Video: Intro into IPv6

It’s certainly taken its time to get here, but IPv6 is increasingly used on the internet. Google now report that just under 30% of the traffic to Google is IPv6 and both Akamai and APNIC show UK IPv6 readiness at around 30% with the US around 50%. Deployment within most enterprise environments, however, is often non existant with many products in the broadcast sector not supporting it at all.

Alex Latzko is an IPv6 evangelist and stands before us to introduce those who are IPv4 savvy to IPv6. For those of us who learnt it once, this is an accessible refresher. Those new to the topic will be able to follow, too, if they have a decent grasp of IPv4. Depending on where you are in the broadcast chain, the impetus to understand IPv6 may be strong, so grab your copy of the slides and let’s watch.

There are no broadcast addresses in IPv6

Alex Latzko
Alex, from ServerCentral Turing Group starts by explaining IPv6 addresses. Familiar to some as a far-too-long mix of hexadecimal numbers and colons, Alex says this is a benefit given the vast range of numbers possible allowing much more flexibility in the way we use the IPv6 address space over IPv4. He takes us through the meanings of the addresses starting with well-known tricks like abbreviating runs of zeros with a double colon, but less well-known ones too, like how to embed IPv4 addresses within an IPv6 address as well as the prefixes for multicast traffic.

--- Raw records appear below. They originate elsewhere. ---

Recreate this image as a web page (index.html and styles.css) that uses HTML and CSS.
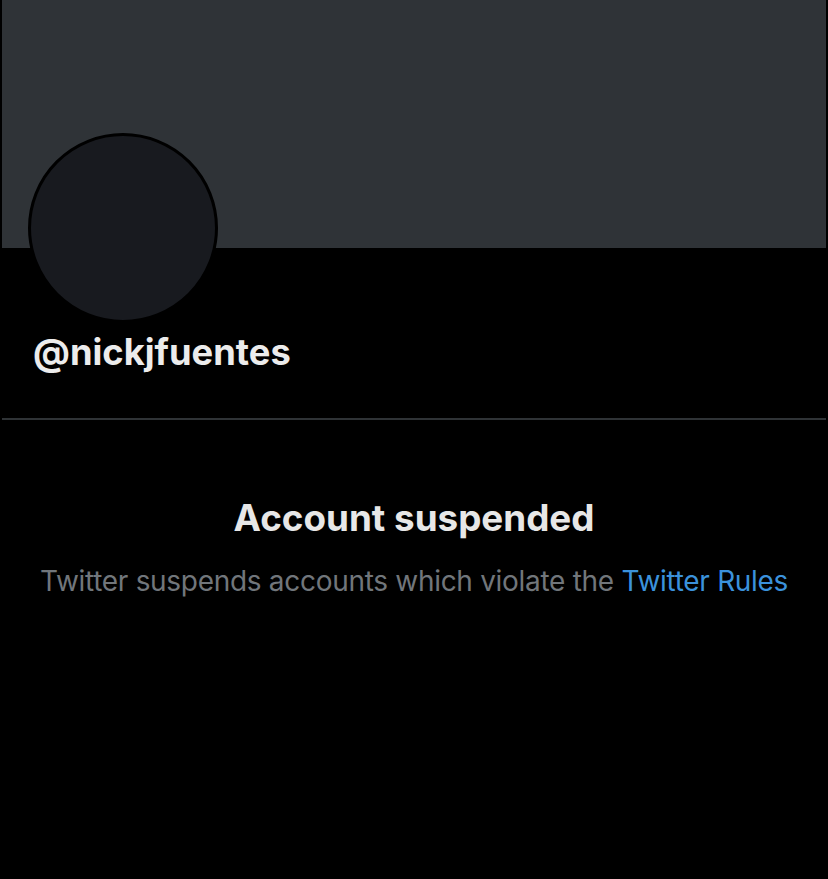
FILE: index.html
```html
<!DOCTYPE html>
<html>
<head>
<meta charset="utf-8">
<link rel="stylesheet" href="styles.css">
</head>
<body>
<div class="page">
  <div class="banner-wrap"><div class="banner"></div></div>
  <div class="profile">
    <div class="avatar"></div>
    <div class="handle">@nickjfuentes</div>
  </div>
  <div class="divider"></div>
  <div class="notice">
    <h1 class="title">Account suspended</h1>
    <p class="desc">Twitter suspends accounts which violate the <span class="link">Twitter Rules</span></p>
  </div>
</div>
</body>
</html>
```
FILE: styles.css
```css
html, body {
  margin: 0;
  padding: 0;
  background: #000;
}
body {
  font-family: Inter, "Liberation Sans", Arial, sans-serif;
  width: 828px;
  height: 879px;
  overflow: hidden;
}
.page {
  display: flex;
  flex-direction: column;
}
.banner-wrap {
  padding: 0 2px 0 2px;
}
.banner {
  height: 248px;
  background: #2f3337;
}
.profile {
  padding-left: 28px;
  margin-top: -115px;
  position: relative;
}
.avatar {
  width: 184px;
  height: 184px;
  border-radius: 50%;
  background: #181a1f;
  border: 3px solid #000;
}
.handle {
  margin-top: 6px;
  margin-left: 5px;
  color: #ececec;
  font-weight: bold;
  font-size: 36.3px;
  line-height: 46px;
}
.divider {
  margin: 43px 2px 0 2px;
  height: 2px;
  background: #2f3336;
}
.notice {
  display: flex;
  flex-direction: column;
  align-items: center;
  text-align: center;
}
.title {
  margin: 76px 0 0 0;
  color: #e7e7e7;
  font-weight: bold;
  font-size: 36.8px;
  line-height: 44px;
}
.desc {
  margin: 24px 0 0 0;
  color: #71767b;
  font-size: 28px;
  letter-spacing: -0.3px;
  line-height: 34px;
}
.link {
  color: #3b92dc;
}
```
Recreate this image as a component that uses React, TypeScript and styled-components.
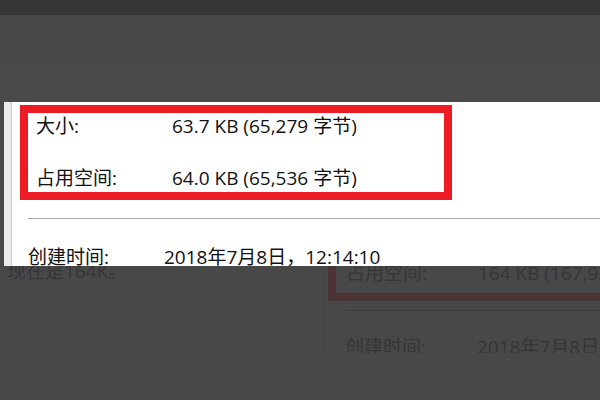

Alex goes on to show the importance of MAC addresses in IPv6. EUI-64 is a building block used for IPv6 functions which creates a 64-bit string from the 48-bit MAC address. This then allows us to create the important ‘link local’ address.

The last half of the presentation starts with a look at the CIDR prefix lengths that are in use and, is some cases, agreed as standards on the internet at large and in customer networks. For instance, internet routing works on blocks of /48 or larger. Within customer networks, blocks are often /64.

In IPv6, ARP is no longer. ARP can’t work because it uses broadcast addresses which don’t exist within the IPV6 world. This gives rise to the Neighbour Discovery Protocol which allows you to do something very similar. Specifically, it allows you to find your neighbours, routers, detect duplicate addresses and more.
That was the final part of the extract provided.